To do: Everything from the first line of the data through the line with "type Cell = [string, string]" is to be echoed exactly, minus the pictures.
[start Collected material]
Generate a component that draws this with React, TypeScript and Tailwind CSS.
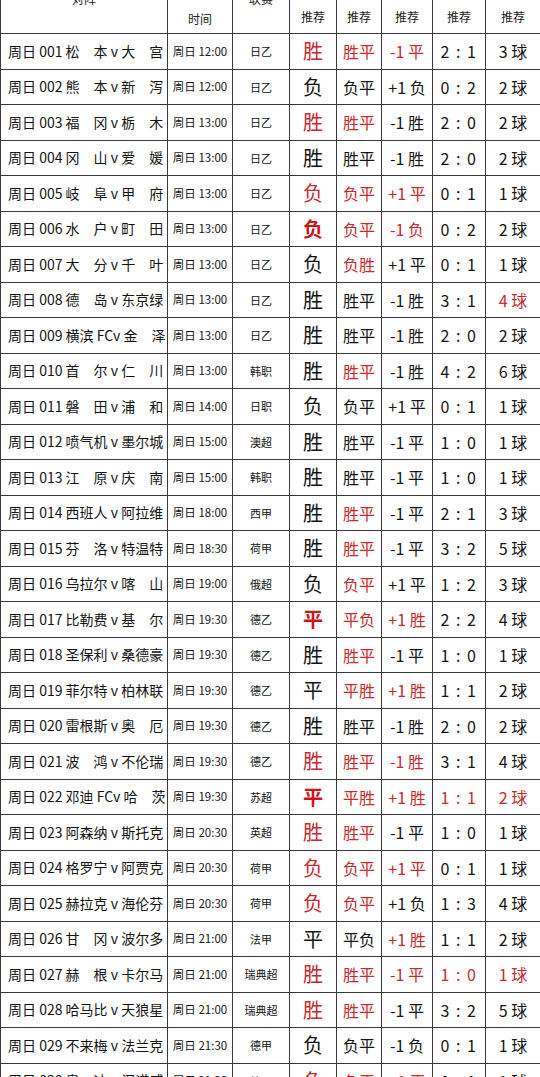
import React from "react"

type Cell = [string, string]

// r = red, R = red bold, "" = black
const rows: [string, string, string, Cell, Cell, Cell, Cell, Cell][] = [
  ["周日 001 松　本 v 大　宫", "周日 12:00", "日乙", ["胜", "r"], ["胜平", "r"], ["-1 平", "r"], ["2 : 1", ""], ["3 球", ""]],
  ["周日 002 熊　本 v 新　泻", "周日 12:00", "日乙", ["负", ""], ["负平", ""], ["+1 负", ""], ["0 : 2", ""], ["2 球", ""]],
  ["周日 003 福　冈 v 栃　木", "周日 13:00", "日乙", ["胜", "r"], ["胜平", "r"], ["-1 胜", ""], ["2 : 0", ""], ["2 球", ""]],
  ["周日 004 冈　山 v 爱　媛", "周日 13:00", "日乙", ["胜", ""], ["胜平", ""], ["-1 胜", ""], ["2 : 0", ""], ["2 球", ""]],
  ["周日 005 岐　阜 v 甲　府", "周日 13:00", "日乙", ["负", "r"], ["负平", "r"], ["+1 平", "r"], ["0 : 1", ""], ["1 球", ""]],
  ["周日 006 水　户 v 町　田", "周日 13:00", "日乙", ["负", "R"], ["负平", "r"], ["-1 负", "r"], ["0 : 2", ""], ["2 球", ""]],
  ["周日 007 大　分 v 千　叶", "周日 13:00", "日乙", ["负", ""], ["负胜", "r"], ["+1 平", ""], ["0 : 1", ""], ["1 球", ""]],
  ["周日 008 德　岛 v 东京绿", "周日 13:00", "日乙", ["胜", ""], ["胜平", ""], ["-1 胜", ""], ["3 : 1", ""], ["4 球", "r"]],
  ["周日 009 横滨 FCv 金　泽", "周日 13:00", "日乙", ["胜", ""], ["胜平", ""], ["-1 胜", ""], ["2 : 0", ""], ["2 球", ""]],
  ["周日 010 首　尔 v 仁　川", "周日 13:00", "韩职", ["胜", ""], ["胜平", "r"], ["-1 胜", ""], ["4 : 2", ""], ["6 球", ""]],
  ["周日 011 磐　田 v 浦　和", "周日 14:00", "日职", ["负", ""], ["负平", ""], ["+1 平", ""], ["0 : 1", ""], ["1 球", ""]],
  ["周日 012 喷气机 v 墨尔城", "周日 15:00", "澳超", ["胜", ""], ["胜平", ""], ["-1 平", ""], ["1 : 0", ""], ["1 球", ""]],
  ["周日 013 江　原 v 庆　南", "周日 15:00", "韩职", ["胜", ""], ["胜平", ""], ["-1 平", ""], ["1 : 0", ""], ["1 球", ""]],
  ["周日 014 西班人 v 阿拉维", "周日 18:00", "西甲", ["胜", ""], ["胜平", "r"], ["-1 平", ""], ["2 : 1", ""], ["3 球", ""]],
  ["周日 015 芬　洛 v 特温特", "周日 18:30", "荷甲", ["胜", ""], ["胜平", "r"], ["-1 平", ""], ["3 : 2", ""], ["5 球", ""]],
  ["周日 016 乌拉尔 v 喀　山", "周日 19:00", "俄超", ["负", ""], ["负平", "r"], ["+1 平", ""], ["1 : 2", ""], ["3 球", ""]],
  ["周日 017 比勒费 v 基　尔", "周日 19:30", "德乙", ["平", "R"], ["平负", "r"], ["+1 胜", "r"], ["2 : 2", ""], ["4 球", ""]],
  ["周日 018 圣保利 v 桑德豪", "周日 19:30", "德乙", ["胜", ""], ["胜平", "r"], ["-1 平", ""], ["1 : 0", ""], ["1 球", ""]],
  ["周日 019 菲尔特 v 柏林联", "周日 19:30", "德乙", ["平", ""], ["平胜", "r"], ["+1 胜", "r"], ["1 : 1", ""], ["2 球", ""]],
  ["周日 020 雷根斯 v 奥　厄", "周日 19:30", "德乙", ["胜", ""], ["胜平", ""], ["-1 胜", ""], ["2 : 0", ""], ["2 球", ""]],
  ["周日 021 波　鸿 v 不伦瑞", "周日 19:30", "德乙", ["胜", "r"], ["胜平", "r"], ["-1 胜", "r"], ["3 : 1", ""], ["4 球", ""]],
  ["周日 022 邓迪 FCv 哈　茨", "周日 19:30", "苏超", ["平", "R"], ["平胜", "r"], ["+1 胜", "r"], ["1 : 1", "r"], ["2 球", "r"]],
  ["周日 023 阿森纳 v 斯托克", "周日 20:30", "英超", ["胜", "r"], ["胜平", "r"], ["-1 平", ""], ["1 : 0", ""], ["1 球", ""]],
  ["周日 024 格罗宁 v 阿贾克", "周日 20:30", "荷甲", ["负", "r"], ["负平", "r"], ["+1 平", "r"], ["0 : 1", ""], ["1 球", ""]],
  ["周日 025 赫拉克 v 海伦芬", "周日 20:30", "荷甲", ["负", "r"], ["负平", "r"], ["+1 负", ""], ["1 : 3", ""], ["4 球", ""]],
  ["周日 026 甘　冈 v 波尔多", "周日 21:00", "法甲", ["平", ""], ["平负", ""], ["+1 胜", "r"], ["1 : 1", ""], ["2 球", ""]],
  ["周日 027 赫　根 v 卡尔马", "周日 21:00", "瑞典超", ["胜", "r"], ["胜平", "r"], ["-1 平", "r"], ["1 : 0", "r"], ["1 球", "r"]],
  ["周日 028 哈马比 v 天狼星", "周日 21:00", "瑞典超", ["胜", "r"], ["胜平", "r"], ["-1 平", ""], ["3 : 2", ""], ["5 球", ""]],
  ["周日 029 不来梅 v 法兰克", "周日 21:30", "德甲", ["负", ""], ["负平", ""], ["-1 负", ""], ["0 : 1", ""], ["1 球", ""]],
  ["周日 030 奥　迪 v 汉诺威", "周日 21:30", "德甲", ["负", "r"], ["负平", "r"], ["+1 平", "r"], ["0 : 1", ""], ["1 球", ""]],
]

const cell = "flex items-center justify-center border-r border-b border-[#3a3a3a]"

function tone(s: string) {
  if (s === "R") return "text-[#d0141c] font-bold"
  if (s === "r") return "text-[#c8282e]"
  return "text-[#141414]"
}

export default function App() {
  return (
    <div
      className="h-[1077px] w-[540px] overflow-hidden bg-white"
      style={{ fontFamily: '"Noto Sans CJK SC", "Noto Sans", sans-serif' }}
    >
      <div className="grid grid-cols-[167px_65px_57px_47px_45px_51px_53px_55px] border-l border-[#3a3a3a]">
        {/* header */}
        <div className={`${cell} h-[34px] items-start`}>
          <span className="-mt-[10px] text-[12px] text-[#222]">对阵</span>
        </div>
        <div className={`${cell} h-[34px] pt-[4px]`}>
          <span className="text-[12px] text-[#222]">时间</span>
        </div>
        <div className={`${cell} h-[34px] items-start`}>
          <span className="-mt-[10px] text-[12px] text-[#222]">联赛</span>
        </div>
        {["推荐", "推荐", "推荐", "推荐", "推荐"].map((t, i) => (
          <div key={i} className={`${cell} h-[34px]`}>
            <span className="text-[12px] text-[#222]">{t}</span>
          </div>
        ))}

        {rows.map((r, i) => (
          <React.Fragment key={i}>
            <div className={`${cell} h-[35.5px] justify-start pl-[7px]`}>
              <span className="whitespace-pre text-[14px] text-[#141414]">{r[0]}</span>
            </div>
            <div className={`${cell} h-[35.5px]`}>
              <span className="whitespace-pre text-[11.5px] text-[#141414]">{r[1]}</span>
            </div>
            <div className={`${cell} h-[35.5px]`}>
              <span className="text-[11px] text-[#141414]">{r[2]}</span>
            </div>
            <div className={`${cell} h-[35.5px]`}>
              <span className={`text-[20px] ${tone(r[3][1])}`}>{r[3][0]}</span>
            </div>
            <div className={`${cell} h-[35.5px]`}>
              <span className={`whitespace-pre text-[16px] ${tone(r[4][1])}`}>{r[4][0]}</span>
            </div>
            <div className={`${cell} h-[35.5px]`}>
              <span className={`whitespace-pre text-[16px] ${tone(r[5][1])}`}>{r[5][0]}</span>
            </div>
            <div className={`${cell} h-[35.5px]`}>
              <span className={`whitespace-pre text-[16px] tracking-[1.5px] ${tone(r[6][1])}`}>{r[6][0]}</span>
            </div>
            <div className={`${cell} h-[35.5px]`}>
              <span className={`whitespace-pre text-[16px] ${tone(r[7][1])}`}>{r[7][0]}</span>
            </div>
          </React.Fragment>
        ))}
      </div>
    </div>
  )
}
[end Collected material]
Full answer:
Generate a component that draws this with React, TypeScript and Tailwind CSS.
import React from "react"

type Cell = [string, string]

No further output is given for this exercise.